--- WHAT THE EXERCISE ASKS ---
Locate the lines that hold the string "screenshot". Copy every such line.

--- EXERCISE DATA ---
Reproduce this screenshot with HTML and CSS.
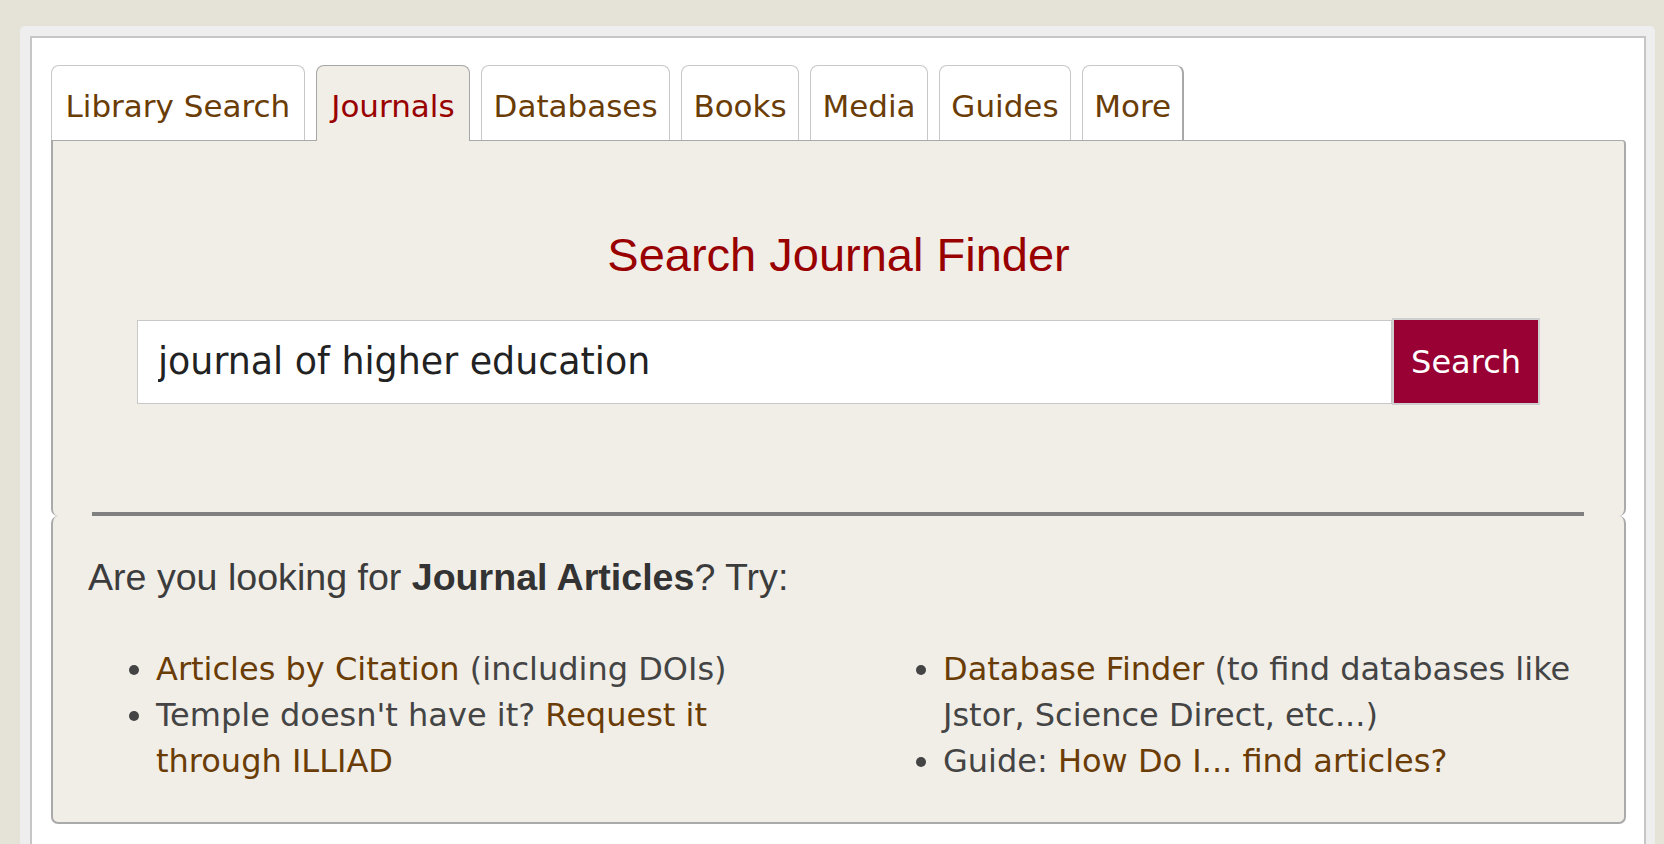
FILE: index.html
```html
<!DOCTYPE html>
<html lang="en">
<head>
<meta charset="utf-8">
<title>Search Journal Finder</title>
<link rel="stylesheet" href="styles.css">
</head>
<body>
<div class="frame">
  <div class="box">
    <ul class="tabs">
      <li class="tab tab-wide"><a href="#">Library Search</a></li>
      <li class="tab tab-wider active"><a href="#">Journals</a></li>
      <li class="tab"><a href="#">Databases</a></li>
      <li class="tab"><a href="#">Books</a></li>
      <li class="tab"><a href="#">Media</a></li>
      <li class="tab"><a href="#">Guides</a></li>
      <li class="tab tab-last"><a href="#">More</a></li>
    </ul>
    <div class="panel">
      <h2 class="title">Search Journal Finder</h2>
      <form class="search-row" onsubmit="return false;">
        <input class="search-input" type="text" value="journal of higher education">
        <button class="search-btn" type="submit">Search</button>
      </form>
      <hr class="divider">
    </div>
    <div class="more-panel">
      <p class="lead">Are you looking for <strong>Journal Articles</strong>? Try:</p>
      <div class="cols">
        <ul class="links">
          <li><a href="#">Articles by Citation</a> (including DOIs)</li>
          <li>Temple doesn't have it? <a href="#">Request it through ILLIAD</a></li>
        </ul>
        <ul class="links">
          <li><a href="#">Database Finder</a> (to find databases like Jstor, Science Direct, etc...)</li>
          <li>Guide: <a href="#">How Do I... find articles?</a></li>
        </ul>
      </div>
    </div>
  </div>
</div>
</body>
</html>
```

FILE: styles.css
```css
html, body {
  margin: 0;
  height: 100%;
}

body {
  box-sizing: border-box;
  background: #e5e3d8;
  padding: 26px 9px 0 20px;
  overflow: hidden;
}

.frame {
  box-sizing: border-box;
  background: #eeeeee;
  border-radius: 5px 5px 0 0;
  padding: 10px 9px 0 10px;
  min-height: 818px;
}

.box {
  box-sizing: border-box;
  background: #ffffff;
  border: 2px solid #c6c6c6;
  border-bottom: 0;
  padding: 27px 18px 16px 19px;
  min-height: 808px;
}

.tabs {
  list-style: none;
  margin: 0;
  padding: 0;
  display: flex;
  align-items: flex-end;
  gap: 11px;
}

.tab a {
  display: block;
  padding: 22px 11.4px 16px;
  font-family: "DejaVu Sans", Verdana, sans-serif;
  font-size: 31px;
  line-height: 36px;
  color: #6a3c06;
  text-decoration: none;
  background: #ffffff;
  border: 1px solid #c8c8c8;
  border-bottom: 0;
  border-radius: 8px 8px 0 0;
}

.tab-wide a {
  padding-left: 13.5px;
  padding-right: 13.5px;
}

.tab-wider a {
  padding-left: 14.5px;
  padding-right: 14.5px;
}

.tab.active a {
  position: relative;
  z-index: 1;
  margin-bottom: -1px;
  padding-bottom: 17px;
  color: #990000;
  background: #f1eee8;
  border-color: #a6a6a6;
}

.tab-last a {
  border-right: 2px solid #a8a8a8;
  padding-right: 10.5px;
}

.panel {
  background: #f1eee8;
  border: 2px solid #aaaaaa;
  border-top-width: 1px;
  border-bottom: 0;
  border-radius: 0 4px 7px 7px;
  padding-top: 86px;
}

.title {
  margin: 0;
  font-family: "Liberation Sans", Arial, Helvetica, sans-serif;
  font-weight: normal;
  font-size: 47px;
  line-height: 56px;
  text-align: center;
  color: #990000;
}

.search-row {
  display: flex;
  align-items: center;
  margin: 35px 84px 0;
}

.search-input {
  flex: 1;
  min-width: 0;
  height: 84px;
  box-sizing: border-box;
  margin: 0;
  padding: 0 20px;
  border: 1px solid #c8c8c8;
  background: #ffffff;
  font-family: "DejaVu Sans", Verdana, sans-serif;
  font-size: 36.4px;
  color: #222222;
  outline: none;
}

.search-btn {
  height: 87px;
  box-sizing: border-box;
  margin: 0;
  padding: 0 17px;
  border: 2px solid #cfcfcf;
  background: #990033;
  color: #ffffff;
  font-family: "DejaVu Sans", Verdana, sans-serif;
  font-size: 32px;
  cursor: pointer;
}

.divider {
  display: block;
  height: 4px;
  border: 0;
  background: #808080;
  margin: 107px 40px 0 39px;
}

.more-panel {
  background: #f1eee8;
  border: 2px solid #aaaaaa;
  border-top: 0;
  border-radius: 7px;
  padding: 39px 36px 38px 35px;
}

.lead {
  margin: 0;
  font-family: "Liberation Sans", Arial, Helvetica, sans-serif;
  font-size: 37.6px;
  line-height: 44px;
  color: #3c3c3c;
}

.lead strong {
  color: #333333;
}

.cols {
  display: grid;
  grid-template-columns: 712px 1fr;
  column-gap: 75px;
  margin-top: 47px;
}

.links {
  margin: 0;
  padding-left: 68px;
  font-family: "DejaVu Sans", Verdana, sans-serif;
  font-size: 32px;
  line-height: 46px;
  color: #444444;
}

.links a {
  color: #6a3c06;
  text-decoration: none;
}
```
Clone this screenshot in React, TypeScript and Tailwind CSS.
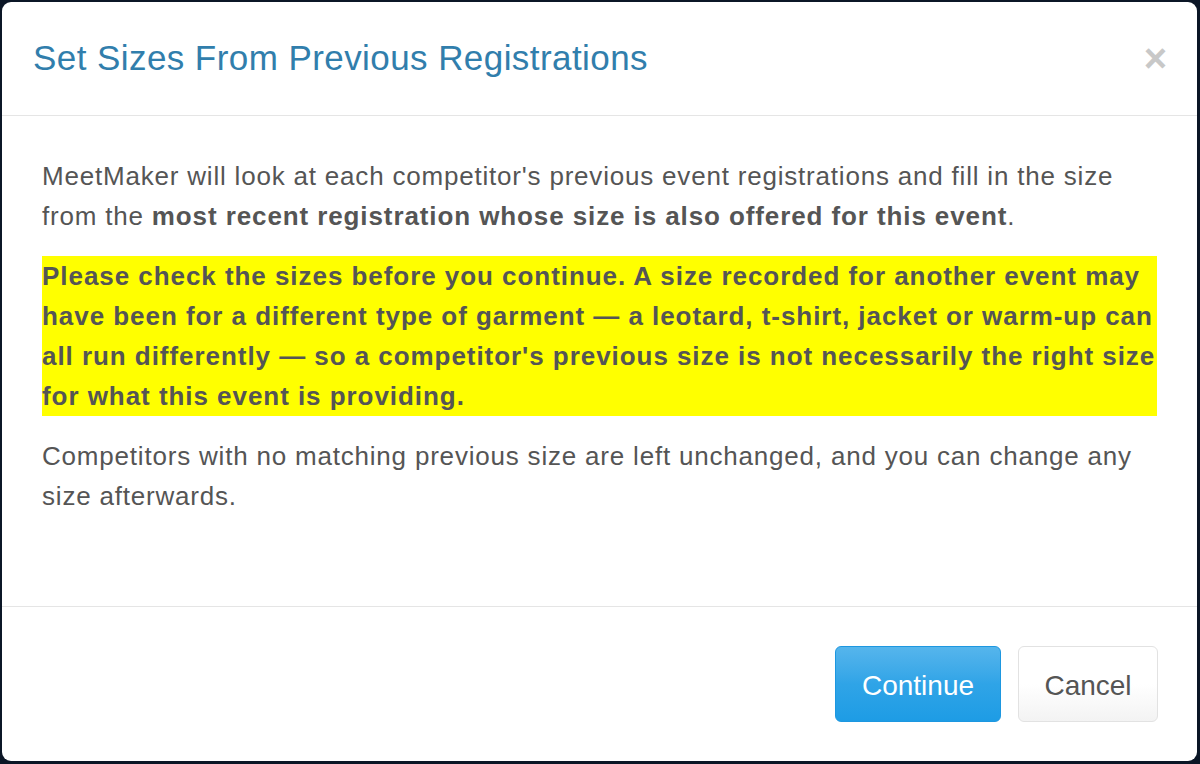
import React from 'react';

// Modal chrome — widths and paddings are tuned for the large-zoom layout.
const TEXT = 'text-[26px] leading-[40px] text-[#555555]';
const BODY_P = `${TEXT} tracking-[0.8px] whitespace-nowrap`;
const WARNING_P = `${TEXT} tracking-[0.95px] font-bold bg-[#ffff00] whitespace-nowrap`;

function CloseButton() {
  return (
    <button
      type="button"
      aria-label="Close"
      className="text-[40px] leading-none font-bold text-[#c8c8c8] hover:text-[#999] -mt-[2px]"
    >
      ×
    </button>
  );
}

export default function App() {
  return (
    <div
      className="w-[1200px] h-[764px] bg-[#0b1626] pt-[2px] pl-[2px] pr-[3px] pb-[3px]"
      style={{ fontFamily: '"Liberation Sans", Arial, Helvetica, sans-serif' }}
    >
      <div className="h-full bg-white rounded-[9px] flex flex-col overflow-hidden">
        <div className="h-[114px] shrink-0 flex items-center justify-between pl-[31px] pr-[30px] border-b border-[#e5e5e5]">
          <h4 className="text-[35px] leading-[40px] tracking-[0.43px] text-[#317eac] -mt-[2px]">
            Set Sizes From Previous Registrations
          </h4>
          <CloseButton />
        </div>

        <div className="px-[40px] pt-[40px] h-[491px] shrink-0 border-b border-[#e5e5e5]">
          <p className={`${BODY_P} mb-[20px]`}>
            MeetMaker will look at each competitor's previous event registrations and fill in the size
            <br />
            from the <b className="font-bold tracking-[0.9px]">most recent registration whose size is also offered for this event</b>.
          </p>
          <p className={`${WARNING_P} mb-[20px]`}>
            Please check the sizes before you continue. A size recorded for another event may
            <br />
            have been for a different type of garment — a leotard, t-shirt, jacket or warm-up can
            <br />
            all run differently — so a competitor's previous size is not necessarily the right size
            <br />
            for what this event is providing.
          </p>
          <p className={BODY_P}>
            Competitors with no matching previous size are left unchanged, and you can change any
            <br />
            size afterwards.
          </p>
        </div>

        <div className="flex-1 flex items-start justify-end gap-[17px] pt-[39px] pr-[39px]">
          <button
            type="button"
            className="h-[76px] w-[166px] rounded-[6px] border border-[#1d97e0] bg-gradient-to-b from-[#55b5ec] via-[#2fa4e7] to-[#1d9ce5] text-white text-[28px] pt-[3px]"
          >
            Continue
          </button>
          <button
            type="button"
            className="h-[76px] w-[140px] rounded-[6px] border border-[#e2e2e2] bg-gradient-to-b from-white via-white to-[#f3f3f3] text-[#555555] text-[28px] pt-[3px]"
          >
            Cancel
          </button>
        </div>
      </div>
    </div>
  );
}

--- COMPLETE OUTPUT ---
Reproduce this screenshot with HTML and CSS.
Clone this screenshot in React, TypeScript and Tailwind CSS.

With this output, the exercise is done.